- _Material_
──────

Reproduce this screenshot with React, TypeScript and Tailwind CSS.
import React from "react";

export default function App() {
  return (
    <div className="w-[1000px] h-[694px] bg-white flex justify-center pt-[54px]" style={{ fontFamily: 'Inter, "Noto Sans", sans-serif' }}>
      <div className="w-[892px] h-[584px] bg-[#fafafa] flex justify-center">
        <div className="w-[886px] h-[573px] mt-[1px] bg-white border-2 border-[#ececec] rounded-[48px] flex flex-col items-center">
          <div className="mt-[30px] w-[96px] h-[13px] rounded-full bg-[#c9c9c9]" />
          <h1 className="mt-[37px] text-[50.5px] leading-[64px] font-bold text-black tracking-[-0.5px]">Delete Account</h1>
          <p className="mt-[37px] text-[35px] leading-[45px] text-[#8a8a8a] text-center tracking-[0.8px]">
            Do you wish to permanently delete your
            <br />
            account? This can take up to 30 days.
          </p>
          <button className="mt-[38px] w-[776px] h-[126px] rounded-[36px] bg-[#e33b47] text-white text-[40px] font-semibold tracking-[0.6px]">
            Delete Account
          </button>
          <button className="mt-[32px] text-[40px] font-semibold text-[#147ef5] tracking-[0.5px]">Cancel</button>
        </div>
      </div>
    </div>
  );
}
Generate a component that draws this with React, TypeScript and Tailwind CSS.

──────

- _What to work on_
Retype every entry word for word.

- _Correct output_
Reproduce this screenshot with React, TypeScript and Tailwind CSS.
import React from "react";

export default function App() {
  return (
    <div className="w-[1000px] h-[694px] bg-white flex justify-center pt-[54px]" style={{ fontFamily: 'Inter, "Noto Sans", sans-serif' }}>
      <div className="w-[892px] h-[584px] bg-[#fafafa] flex justify-center">
        <div className="w-[886px] h-[573px] mt-[1px] bg-white border-2 border-[#ececec] rounded-[48px] flex flex-col items-center">
          <div className="mt-[30px] w-[96px] h-[13px] rounded-full bg-[#c9c9c9]" />
          <h1 className="mt-[37px] text-[50.5px] leading-[64px] font-bold text-black tracking-[-0.5px]">Delete Account</h1>
          <p className="mt-[37px] text-[35px] leading-[45px] text-[#8a8a8a] text-center tracking-[0.8px]">
            Do you wish to permanently delete your
            <br />
            account? This can take up to 30 days.
          </p>
          <button className="mt-[38px] w-[776px] h-[126px] rounded-[36px] bg-[#e33b47] text-white text-[40px] font-semibold tracking-[0.6px]">
            Delete Account
          </button>
          <button className="mt-[32px] text-[40px] font-semibold text-[#147ef5] tracking-[0.5px]">Cancel</button>
        </div>
      </div>
    </div>
  );
}
Generate a component that draws this with React, TypeScript and Tailwind CSS.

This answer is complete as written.